The source of life: Why water is so valuable

GRAF on the Day of Water 2024

Water is life. But what significance does this endangered resource actually have for us humans? And how can we protect it?

It surrounds us, flows through us and supplies us: water. The element of acid and hydrogen is omnipresent. Despite its great importance for humans, we are hardly aware of its presence in everyday life. It flows naturally over our bodies when we shower in the morning, collects in puddles when it rains, seeps into the ground when we water our flowers and runs down our throats when we drink. Water is not called the source of life for nothing. After all, human life originated from water and is still only possible today thanks to water. In short: water is life.

Water for humans

But it is even more: it forms the basis of all life on our planet. It covers around 70 percent of the earth's surface and makes up around 60 percent of the human body. In addition, water fulfills many vital functions in the body. It transports nutrients and oxygen to the cells and organs, ensures the decomposition of food during digestion, enables the removal of waste products and regulates body temperature - especially in hot temperatures or when we exercise. Water also acts as a protective cushion and lubricant for joints and organs. It counteracts concentration problems and tiredness - provided we drink enough. According to the German Nutrition Society (DGE) the recommended daily intake of water for adults is around one and a half liters. We also need it for our other food. Without water, neither fruit nor vegetables grow, there is no milk, no meat and no fish. 

Water - an endless source?

Despite its crucial role for life on earth, water is a limited resource. Only about 2.5 percent of the world's water supply is fresh water. However, a large proportion of this only exists in bound form in permafrost soils, ice and snow. This small amount of fresh water is endangered by various factors. One of these is pollution with wastewater, chemicals and fertilizers from industry, agriculture and households. 

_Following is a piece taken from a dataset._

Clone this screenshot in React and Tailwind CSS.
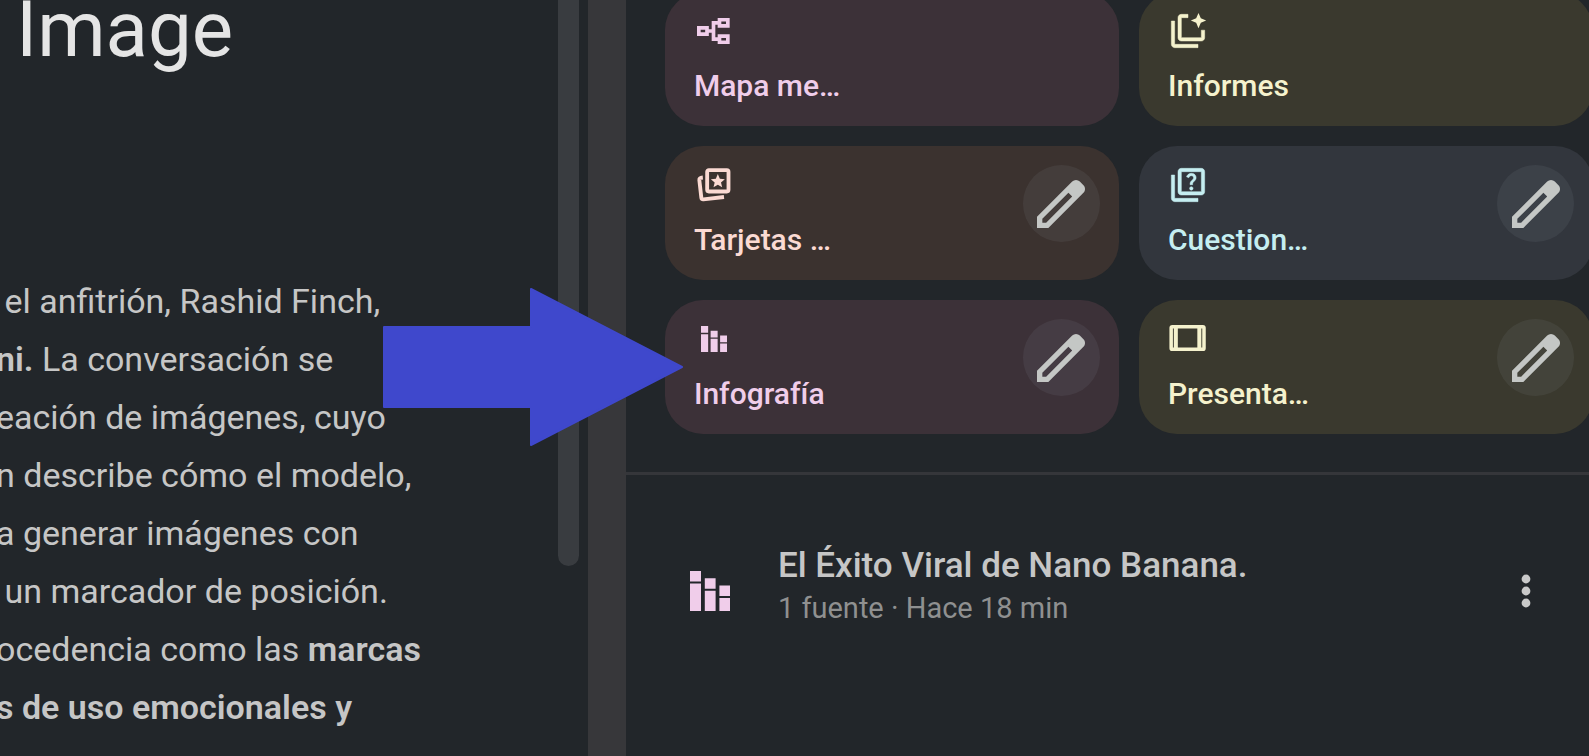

In addition, overuse is an acute problem in many parts of the world. More and more people around the world are consuming ever greater quantities of water. In Germany alone, each person uses an average of 128 liters of water per day - the equivalent of a full bathtub. The increasing demand for water in turn means that groundwater levels are sinking and bodies of water are drying up. Climate change is exacerbating the situation with more extreme weather events such as droughts and floods, which affect water availability and quality.

Protecting water - here's how

In view of these challenges, there is no way around protecting water resources responsibly. This starts with small changes in everyday life, such as showering instead of bathing or turning off the tap when washing your hands. However, it is just as important not to contaminate the water. Do not dispose of leftover food or medicines in the toilet or use compost instead of fertilizer. Just as important: rainwater can also be used more frequently and in more diverse ways. Rain barrels or cisterns can be used not only to water the garden at home, but also to run the toilet or washing machine. Intelligent retention and sponge solutions can also prevent the worst from happening even during heavy rainfall events. The collected water is thus returned to the cycle in a sensible way. 

The most important thing, however, is to raise awareness of the inestimable value of water and not to take it for granted when it is used in everyday life.